Ydegirl, the stage name of Copenhagen-based musician and producer Andrea Novel, makes alienation a central theme on her self-titled debut album, with a particular focus on the body. Throughout the album, the body is a point of fixation and distraction, something viewed from the outside, something viewed with remove.
It lines up neatly with the fact that the name Ydegirl is a reference to a 2,000 year old teenage girl whose body was preserved in a peat bog and then excavated in the Netherlands in the late nineteenth century. It’s more than a passing coincidence; Novel often embodies a character as Ydegirl – or at least honours the being who was either a willing sacrifice or a victim depending on your interpretation – now a body frozen in time and viewed with detachment in a museum. Novel makes direct reference to the Dutch Yde Girl on ‘Breezing Back and Forth’: “Emotionally in baroque / body stuck in a peat bog”. It serves as a thesis of the baroque elements in her musical style and a seeming existential conflict over having a body at all.
Novel is transparent about the root of these feelings. She has spoken openly about being sexually abused and addresses the fallout of the violence against her in ‘Parody of Crime’, noting the system and the even the family who have not protected her or gotten her justice. But when she sings repeatedly, “You’re dead inside”, it’s not clear if it’s part of an internal struggle related to her emotional recovery or an accusation lobbied against those that have hurt her.
Once the idea of alienation has crept in, you can hear it throughout Ydegirl. Though odd little electronic elements crop up across the album, the most experimental aspects come from the shapes built around acoustic instruments like the violin and clarinet. These more conventional instruments are very effective at creating dissonance and density, even when they’re standing on their own. Many of the arrangements on Ydegirl single out instruments or have them collide into each other rather than work in harmony, the effect being that the individual parts carry more weight is isolation.
Despite all of the instrumentation on the album, it’s tempting to call Ydegirl minimalist because there is enough silence in the songs to almost qualify as an additional instrument. The pauses run throughout the album, feeling more notable than typical rests should simply because of their sheer number. Sometimes it’s a matter of shifting from one movement to another, sometimes it’s just a dramatic effect – the effect being a perpetual feeling of pausing for thought.
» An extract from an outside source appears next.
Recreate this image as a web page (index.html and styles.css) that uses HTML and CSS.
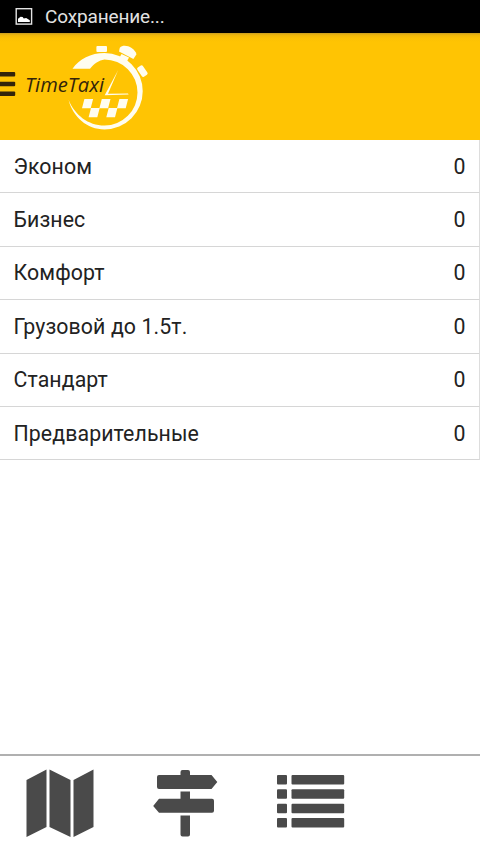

These silences also translate as space. Novel allows the songs (and herself) to breathe. Her voice is sometimes breathy, in the very literal sense that you can hear her sharp intakes of breath before she sings the next line. It’s vaguely alarming to listen to someone’s breath emphasised in such a way, but it’s clearly being played for that reaction, as on ‘Parody of Crime’ when she has her inhalations echo on the backing vocal track.
Novel’s voice is very expressive in this way because she can evoke an intensity with little obvious exertion. That breathy, slightly raspy quality of her voice makes her vulnerable in an approachable way. It reveals a humanity that recognises the strange and the terrible but is not lost to it. That intensity creeps into her phrases, not as a shout or wail but with a steady insistence that can be unnerving, especially on repeated lyrics. Her circling observation of “bodies on the beach” on ‘Just a Scene’ does not bring to mind an image of seaside fun. Her insistence on ‘Neversafe’ that someone “stay out my dreams” builds to something more emotive than most of her vocals, but is still eerily calm – not a plea but a protective charm.
It doesn’t feel like it’s projecting to suggest that the occult might resonate with Ydegirl as a project or as a guise, with regard to the original bog girl, or to Novel’s suggested astrological inclinations. ‘Zodiac’ deals with dualities, unapologetically owning any messiness associated with being on the cusp of different things. The song also brings in some of the richest arrangements on the album, blending more baroque patters from the clarinet and strings in addition to backing vocals and programmed drums, which are scarce on Ydegirl.
But the album is interesting for how comfortably it pairs the more complexly arranged songs with the stripped back tracks. The more sparse songs don’t feel incomplete next to gambolling period pieces or an unexpected art pop turn. Just as Novel varies how opaque or detailed she is willing to be with her lyrics, so does she also play with depth and complexity in her arrangements.
‘Valley Song’ is the album’s unexpected art pop turn, but in addition to being the catchy, radio-friendly moment of Ydegirl it is also where Novel asks directly: “What is a body?” This existential question is also wrapped up in a desire to explore someone else’s body, reconciling that estrangement that’s felt elsewhere. For all the references to the body on the album, ‘Valley Song’ stands out for having lyrics with any sort of eroticism to them. Because Novel spends so much of the album regarding the body as something foreign, something she’s detached from, the sensuality, the curiosity in her lyrics here is notable. But just as the catchy art rock arrangement doesn’t feel out of place amongst baroque pop, neither do these interconnected lyrics amongst the other detached observations. Alienation and detachment might be in a far corner of the galaxy from curiosity, but it’s not a different universe. Curiosity, in fact, can offer a way back.